In 1984, Sorj began teaching at the Federal University of Rio de Janeiro. Her research there focused on the differences that gender imposed on work, evaluating both paid and unpaid labor. Another focus was the impact of public policies on women and families. Her pioneering work pressed for the inclusion of gender analysis in mainstream sociological debates and opened the field of gender studies in Brazil. For over a decade, she served on the Concurso de Dotações para Pesquisa sobre a Mulher e Relações de Gênero (Research Appropriations Commission on Women and Gender Relations) sponsored by the Carlos Chagas Foundation, to promote academic research into the issues women faced in Brazilian society. She was one of the founders of Revista Estudos Feministas (Feminist Studies Magazine), one of the primary Brazilian academic journals on gender, in 1992, and has served on its editorial board.

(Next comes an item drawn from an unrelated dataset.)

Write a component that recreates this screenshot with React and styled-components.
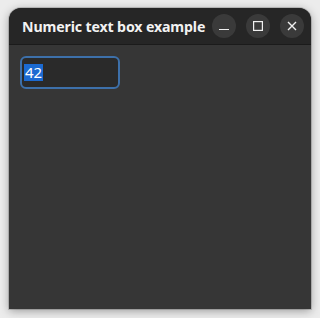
import styled, { createGlobalStyle } from "styled-components";

const GlobalStyle = createGlobalStyle`
    body {
        margin: 0;
        background: #ececec;
        font-family: "Noto Sans", "Open Sans", sans-serif;
    }
`;

const Page = styled.div`
    padding: 8px 9px;
    height: 318px;
    box-sizing: border-box;
`;

const Window = styled.div`
    width: 302px;
    height: 301px;
    display: flex;
    flex-direction: column;
    border-radius: 12px 12px 0 0;
    overflow: hidden;
    background: #363636;
    box-shadow: 0 2px 10px rgba(0, 0, 0, 0.35), 0 0 0 1px rgba(0, 0, 0, 0.15);
`;

const TitleBar = styled.div`
    height: 37px;
    flex-shrink: 0;
    display: flex;
    align-items: center;
    padding: 0 6px 0 13px;
    background: #262626;
    border-bottom: 1px solid #1b1b1b;
    box-sizing: border-box;
`;

const Title = styled.div`
    flex: 1;
    color: #f2f2f2;
    font-weight: 700;
    font-size: 14.2px;
    white-space: nowrap;
    letter-spacing: -0.15px;
`;

const Controls = styled.div`
    display: flex;
    gap: 10px;
    margin-right: 1px;
`;

const CtrlButton = styled.div`
    width: 24px;
    height: 24px;
    border-radius: 50%;
    background: #3a3a3a;
    display: flex;
    align-items: center;
    justify-content: center;
    color: #f0f0f0;
`;

const Content = styled.div`
    flex: 1;
    padding: 11px 11px;
`;

const NumberBox = styled.div`
    width: 100px;
    height: 33px;
    box-sizing: border-box;
    border: 2px solid #3d70aa;
    border-radius: 6px;
    background: #2a2a2a;
    display: flex;
    align-items: center;
    padding: 0 0 0 2px;
`;

const Selected = styled.span`
    background: #1b6ad1;
    color: #ffffff;
    font-size: 15px;
    line-height: 17px;
    padding: 0 1px;
`;

export default function App() {
    return (
        <Page>
            <GlobalStyle />
            <Window>
                <TitleBar>
                    <Title>Numeric text box example</Title>
                    <Controls>
                        <CtrlButton>
                            <svg width="10" height="10" viewBox="0 0 10 10">
                                <path d="M0 8.5h10" stroke="currentColor" strokeWidth="1.2" />
                            </svg>
                        </CtrlButton>
                        <CtrlButton>
                            <svg width="10" height="10" viewBox="0 0 10 10">
                                <rect x="0.6" y="0.6" width="8.8" height="8.8" fill="none" stroke="currentColor" strokeWidth="1.2" />
                            </svg>
                        </CtrlButton>
                        <CtrlButton>
                            <svg width="10" height="10" viewBox="0 0 10 10">
                                <path d="M1 1l8 8M9 1l-8 8" stroke="currentColor" strokeWidth="1.4" />
                            </svg>
                        </CtrlButton>
                    </Controls>
                </TitleBar>
                <Content>
                    <NumberBox>
                        <Selected>42</Selected>
                    </NumberBox>
                </Content>
            </Window>
        </Page>
    );
}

Sorj became the coordinator of the Núcleo de Estudos de Sexualidade e Gênero (NESEG, Nucleus for Studies on Sexuality and Gender) in the graduate program of the department of Anthropology and Sociology. She also completed research on Judaism in a post-doctorate study in 1995, from the École des Hautes Études en Sciences Sociales (EHESS, School for Advanced Studies in the Social Sciences), in Paris, on the migration of Russian Jews to Brazil from the time of the 1905 Russian Revolution. Along with veteran journalist Guila Flint, she wrote, Israel terra em transe: democracia ou teocracia? (Israel Land in a Trance: Democracy or Theocracy?), an analysis of Jewish fundamentalism and nationalism and its impact on tensions in the Middle East, which was a finalist in the 2001 Prêmio Jabuti competition for human sciences. She serves on the Comitê Gêneros e Sexualidades (Committee of Gender and Sexuality) of the Associação Nacional de Pós-Graduação e Pesquisa em Ciências Sociais (ANPOCS, National Association of Graduate Studies and Research in Social Sciences).

==Other research==
In her classic work on women's studies in Brazil, Sorj and Maria Luiza Heilborn traced the origins of academic treatment of women in both the United States and Brazil. They noted that they differed, as in the US, the studies emerged from the civil rights and Women's liberation movements of the 1960s and 1970s, but in Brazil, the press for inclusion in academia came from academics and later filtered to other women's organizations. With Verônica Toste Daflon, she wrote Clássicas Do Pensamento Social Mulheres e Feminismos No Século XIX (Classics of Social Thought: Women and Feminisms in the 19th Century), which examined the omission of women as social theorists throughout history. Among the list of theorists covered in the book were Anna J. Cooper, Ercilia Nogueira Cobra, Charlotte Perkins Gilman, Alexandra Kollontai, Harriet Martineau, Pandita Ramabai, Olive Schreiner, and Alfonsina Storni, who were selected to represent each global geographic area. The women were chosen to expand the dialogue from the known suffrage fight to other issues confronting women, such as sexuality, representation, subordination, and violence.

==Selected works==
- Sorj, Bila (1979). "The Formation of Ideology Amongst Brazilian Steel Workers"
- Heilborn, Maria Luiza (1999). "O que ler na ciência social brasileira: 1970–1995"
- Flint, Guila (2000). "Israel terra em transe: democracia ou teocracia?"
- Sorj, Bila (2000). "Sociologia e trabalho: mutações, encontros e desencontros"
- Sorj, Bila (2004). "Reconciling Work and Family: Issues and Policies in Brazil"
- Sorj, Bila (2013). "Arenas de cuidado nas interseções entre gênero e classe social"
- Guimarães, Nadia Araujo (2016). "Genre, race, classe. Travailler en France et au Bresil."
- Toste Daflon, Verônica (2021). "Clássicas Do Pensamento Social Mulheres e Feminismos No Século XIX."